Column en Blog
Column Jacobine van den Hoek: Kus van Venus
Rubriek: Column en Blog
Gepubliceerd:
Laatste update:
Auteur: Jacobine van den Hoek
Roestbruin staal. Hoorns naast de flapperende oren. Aan de kop van de Bosbaan staat een koe. Ze lijkt een Schotse hooglander en is gevormd van stalen cirkels bijeengehouden met baleinen. Alles houdt elkaar in evenwicht. Het is Ahimsa, een kunstwerk gemaakt door Jantien Mook: ‘Iedereen is welkom in haar cirkel. Als we opnieuw oog krijgen voor onszelf en alles wat leeft op deze wonderlijke planeet zien we dat iedereen iets waardevols bijdraagt.’ We kunnen de symbiose tussen plant, dier, mens en aarde herstellen, denkt Jantien Mook. Tot en met eind maart staat Ahimsa in het Amsterdamse Bos.
Als ik onze kinderen zie, vraag ik me wel eens af of ze zich bewust zijn van de natuur om ons heen. Hun wereld dient zich aan via het binaire stelsel. Codes vormen geautomatiseerde afbeeldingen en teksten en al die informatie zuigen ze als zoete limonade op. Maar hoewel ik klaag, maak ook ik me schuldig aan natuurblindheid.
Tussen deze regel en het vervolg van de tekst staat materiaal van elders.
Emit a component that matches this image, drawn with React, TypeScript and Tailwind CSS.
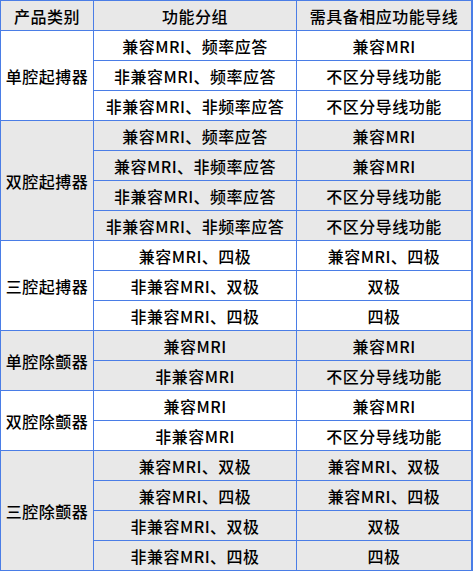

Het was donker, ik kwam uit Café Abina en liep naar huis. Onderweg vielen mij de twee stippen aan de hemel op. Ze schitterden als sterren van Bethlehem. Díé vliegtuigen vliegen dicht naast elkaar, dacht ik. Ik bleef staan, keek naar boven, zag het steelpannetje en de rest. Hoe nietig zijn we, dacht ik. Hoe groots is onze natuur? Weer thuis begreep ik dat ik niet naar vliegtuigen had gekeken, maar naar Venus en Jupiter. De helderste planeten uit ons zonnestelsel, met Venus als helderste hemellichaam. Ze is vernoemd naar de Romeinse godin van de liefde en deze dagen kust ze Jupiter, de Romeinse oppergod en god van de hemel. Iedereen kan het zien. Vanaf de stoep, tussen bakstenen en betontegels, we hoeven alleen naar boven te kijken. Hoe machtig is het om getuige te zijn van Venus’ liefdevolle omhelzing, slechts 700 miljoen kilometers van ons verwijderd?
‘Jongens, kom eens kijken,’ riep ik die avond. Mijn zoon zuchtte. Maar zijn vriend liep nieuwsgierig naar het raam van onze slaapkamer. ‘Zie je die sterren?’ Ik wees. Mijn jongste wierp een blik naar buiten en snelde terug naar zijn computer. En toch denk ik dat als we maar vaak genoeg de jongeren wijzen op de wereld die er ook is, door Ahimsa’s, door vingerwijzingen en opmerkingen, dat ze het zullen oppakken. Later als ze groter zijn. Er komt een tijd dat iedereen beseft dat we als mens natuur en liefde nodig hebben om te overleven.